[Stored dataset items]

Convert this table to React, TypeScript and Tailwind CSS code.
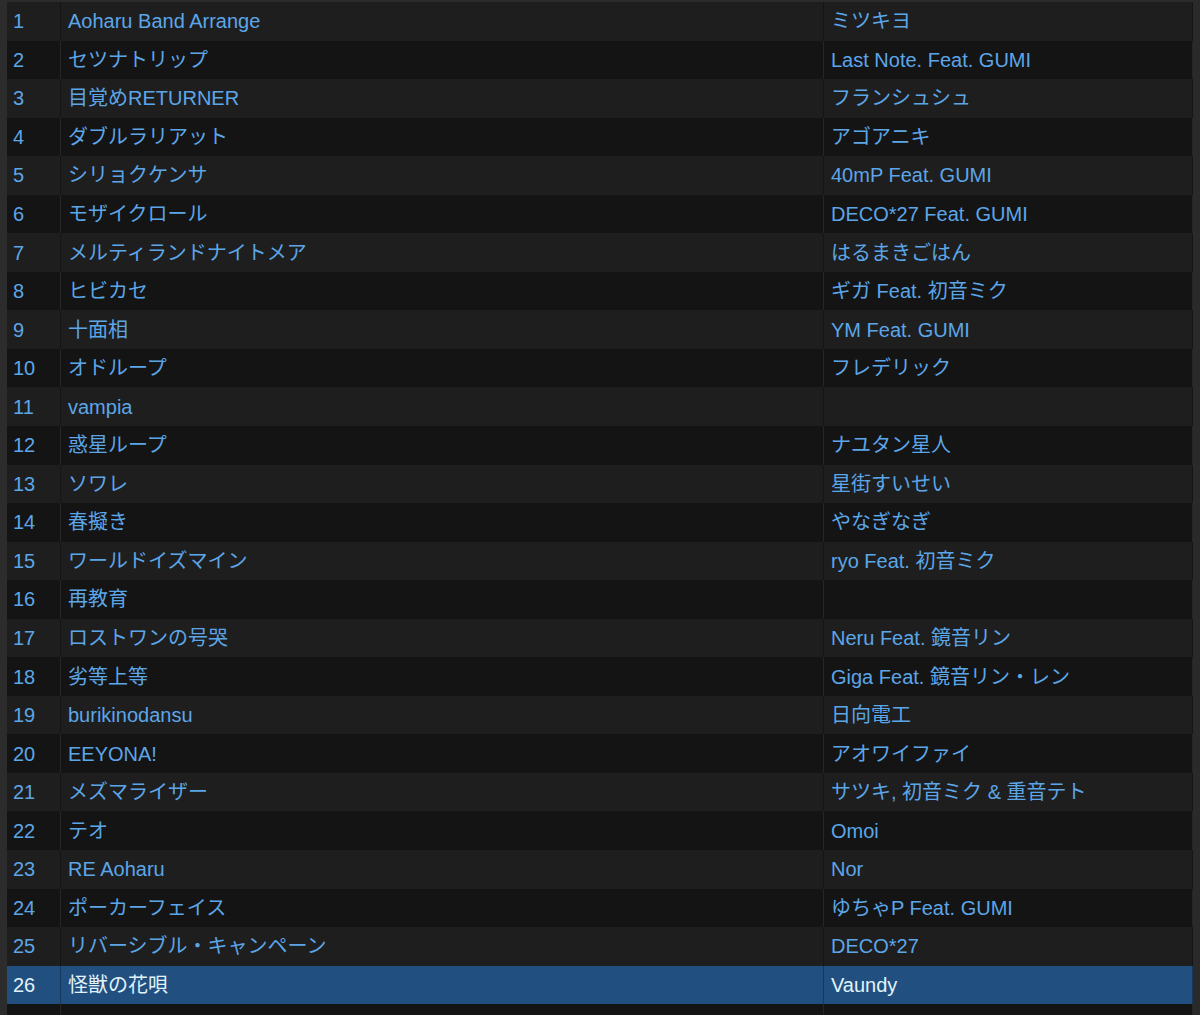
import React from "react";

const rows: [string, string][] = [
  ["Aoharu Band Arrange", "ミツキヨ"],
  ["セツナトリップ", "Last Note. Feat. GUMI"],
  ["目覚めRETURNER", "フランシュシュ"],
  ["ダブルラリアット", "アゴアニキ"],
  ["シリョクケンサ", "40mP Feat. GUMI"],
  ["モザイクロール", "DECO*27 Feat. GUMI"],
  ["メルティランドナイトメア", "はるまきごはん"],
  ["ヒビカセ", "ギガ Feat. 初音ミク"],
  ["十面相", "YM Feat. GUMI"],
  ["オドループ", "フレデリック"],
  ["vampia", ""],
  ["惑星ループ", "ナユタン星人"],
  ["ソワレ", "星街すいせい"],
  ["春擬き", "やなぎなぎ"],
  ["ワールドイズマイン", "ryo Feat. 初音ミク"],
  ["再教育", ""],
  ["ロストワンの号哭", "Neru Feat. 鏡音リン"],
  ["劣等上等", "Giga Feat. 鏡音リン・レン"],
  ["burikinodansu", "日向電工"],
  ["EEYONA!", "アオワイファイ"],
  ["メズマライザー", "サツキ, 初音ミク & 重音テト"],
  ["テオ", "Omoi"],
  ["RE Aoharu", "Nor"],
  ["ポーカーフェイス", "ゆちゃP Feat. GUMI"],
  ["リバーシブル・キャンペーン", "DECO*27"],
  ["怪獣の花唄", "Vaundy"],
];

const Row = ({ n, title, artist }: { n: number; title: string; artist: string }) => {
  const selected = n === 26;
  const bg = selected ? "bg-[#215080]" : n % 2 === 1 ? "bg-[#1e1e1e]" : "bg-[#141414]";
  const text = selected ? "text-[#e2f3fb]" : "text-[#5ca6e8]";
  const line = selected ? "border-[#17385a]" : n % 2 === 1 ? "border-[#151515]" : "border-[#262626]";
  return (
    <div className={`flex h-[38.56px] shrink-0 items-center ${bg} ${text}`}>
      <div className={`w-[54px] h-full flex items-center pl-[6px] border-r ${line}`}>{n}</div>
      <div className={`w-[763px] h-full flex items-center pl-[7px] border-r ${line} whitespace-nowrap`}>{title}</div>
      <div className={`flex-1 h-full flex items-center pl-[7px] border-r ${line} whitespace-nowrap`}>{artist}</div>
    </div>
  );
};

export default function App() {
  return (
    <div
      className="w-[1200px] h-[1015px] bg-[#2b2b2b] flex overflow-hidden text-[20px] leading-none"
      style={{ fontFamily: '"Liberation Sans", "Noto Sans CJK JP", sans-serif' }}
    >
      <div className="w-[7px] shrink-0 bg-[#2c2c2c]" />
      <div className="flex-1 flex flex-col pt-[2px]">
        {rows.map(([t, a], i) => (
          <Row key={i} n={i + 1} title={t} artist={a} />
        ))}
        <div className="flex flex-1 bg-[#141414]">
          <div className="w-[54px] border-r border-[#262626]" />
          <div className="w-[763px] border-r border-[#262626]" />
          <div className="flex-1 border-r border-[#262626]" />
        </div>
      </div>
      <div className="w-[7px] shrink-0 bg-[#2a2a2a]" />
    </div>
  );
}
...
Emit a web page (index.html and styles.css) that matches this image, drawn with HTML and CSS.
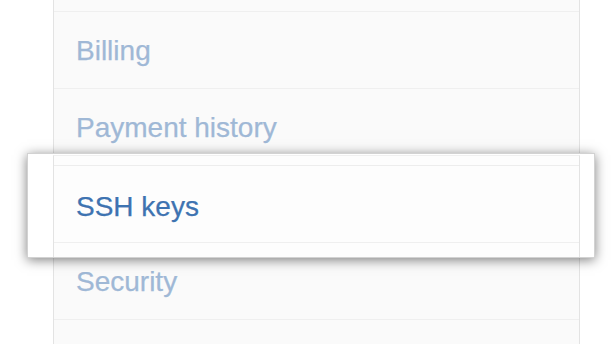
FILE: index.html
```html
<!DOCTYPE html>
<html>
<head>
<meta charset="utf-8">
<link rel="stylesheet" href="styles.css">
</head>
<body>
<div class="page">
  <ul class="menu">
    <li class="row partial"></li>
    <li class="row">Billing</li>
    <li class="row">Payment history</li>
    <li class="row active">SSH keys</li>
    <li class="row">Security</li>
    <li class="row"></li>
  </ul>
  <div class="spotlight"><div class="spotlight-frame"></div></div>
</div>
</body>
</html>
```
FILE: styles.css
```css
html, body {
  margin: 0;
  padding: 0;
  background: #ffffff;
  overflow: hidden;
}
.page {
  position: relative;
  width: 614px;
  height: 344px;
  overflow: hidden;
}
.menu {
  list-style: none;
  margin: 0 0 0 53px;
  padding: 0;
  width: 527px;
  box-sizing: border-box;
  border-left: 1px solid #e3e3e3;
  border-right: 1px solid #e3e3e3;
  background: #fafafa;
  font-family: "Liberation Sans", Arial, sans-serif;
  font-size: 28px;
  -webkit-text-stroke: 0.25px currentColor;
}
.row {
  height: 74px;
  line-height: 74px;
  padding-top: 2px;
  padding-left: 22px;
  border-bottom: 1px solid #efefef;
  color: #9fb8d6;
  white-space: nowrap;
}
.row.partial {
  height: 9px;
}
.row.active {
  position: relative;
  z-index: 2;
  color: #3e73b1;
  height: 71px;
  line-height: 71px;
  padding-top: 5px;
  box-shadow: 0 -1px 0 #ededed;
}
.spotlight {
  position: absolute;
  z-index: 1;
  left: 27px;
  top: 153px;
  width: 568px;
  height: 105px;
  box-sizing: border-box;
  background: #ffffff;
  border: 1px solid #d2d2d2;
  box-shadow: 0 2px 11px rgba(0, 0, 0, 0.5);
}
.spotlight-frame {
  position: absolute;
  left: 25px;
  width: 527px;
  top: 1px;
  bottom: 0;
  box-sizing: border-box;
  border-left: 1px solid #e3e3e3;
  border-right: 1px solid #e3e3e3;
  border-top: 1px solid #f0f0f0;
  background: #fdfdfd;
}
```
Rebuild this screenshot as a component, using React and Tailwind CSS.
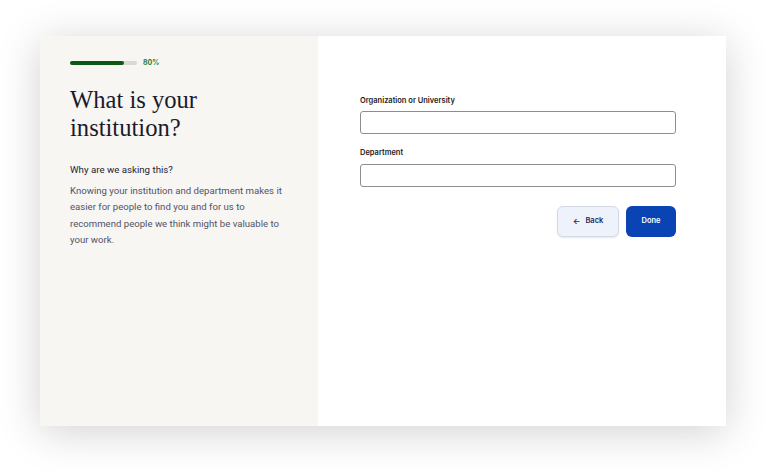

**WHAT YOU ARE ASKED TO DO**
Print exactly the lines from the line containing "Emit a web page" through the line containing "Rebuild this screenshot", and omit any picture found among them.

**RESPONSE TO THIS EXERCISE**
Emit a web page (index.html and styles.css) that matches this image, drawn with HTML and CSS.
FILE: index.html
```html
<!DOCTYPE html>
<html>
<head>
<meta charset="utf-8">
<link rel="stylesheet" href="styles.css">
</head>
<body>
<div class="page">
  <ul class="menu">
    <li class="row partial"></li>
    <li class="row">Billing</li>
    <li class="row">Payment history</li>
    <li class="row active">SSH keys</li>
    <li class="row">Security</li>
    <li class="row"></li>
  </ul>
  <div class="spotlight"><div class="spotlight-frame"></div></div>
</div>
</body>
</html>
```
FILE: styles.css
```css
html, body {
  margin: 0;
  padding: 0;
  background: #ffffff;
  overflow: hidden;
}
.page {
  position: relative;
  width: 614px;
  height: 344px;
  overflow: hidden;
}
.menu {
  list-style: none;
  margin: 0 0 0 53px;
  padding: 0;
  width: 527px;
  box-sizing: border-box;
  border-left: 1px solid #e3e3e3;
  border-right: 1px solid #e3e3e3;
  background: #fafafa;
  font-family: "Liberation Sans", Arial, sans-serif;
  font-size: 28px;
  -webkit-text-stroke: 0.25px currentColor;
}
.row {
  height: 74px;
  line-height: 74px;
  padding-top: 2px;
  padding-left: 22px;
  border-bottom: 1px solid #efefef;
  color: #9fb8d6;
  white-space: nowrap;
}
.row.partial {
  height: 9px;
}
.row.active {
  position: relative;
  z-index: 2;
  color: #3e73b1;
  height: 71px;
  line-height: 71px;
  padding-top: 5px;
  box-shadow: 0 -1px 0 #ededed;
}
.spotlight {
  position: absolute;
  z-index: 1;
  left: 27px;
  top: 153px;
  width: 568px;
  height: 105px;
  box-sizing: border-box;
  background: #ffffff;
  border: 1px solid #d2d2d2;
  box-shadow: 0 2px 11px rgba(0, 0, 0, 0.5);
}
.spotlight-frame {
  position: absolute;
  left: 25px;
  width: 527px;
  top: 1px;
  bottom: 0;
  box-sizing: border-box;
  border-left: 1px solid #e3e3e3;
  border-right: 1px solid #e3e3e3;
  border-top: 1px solid #f0f0f0;
  background: #fdfdfd;
}
```
Rebuild this screenshot as a component, using React and Tailwind CSS.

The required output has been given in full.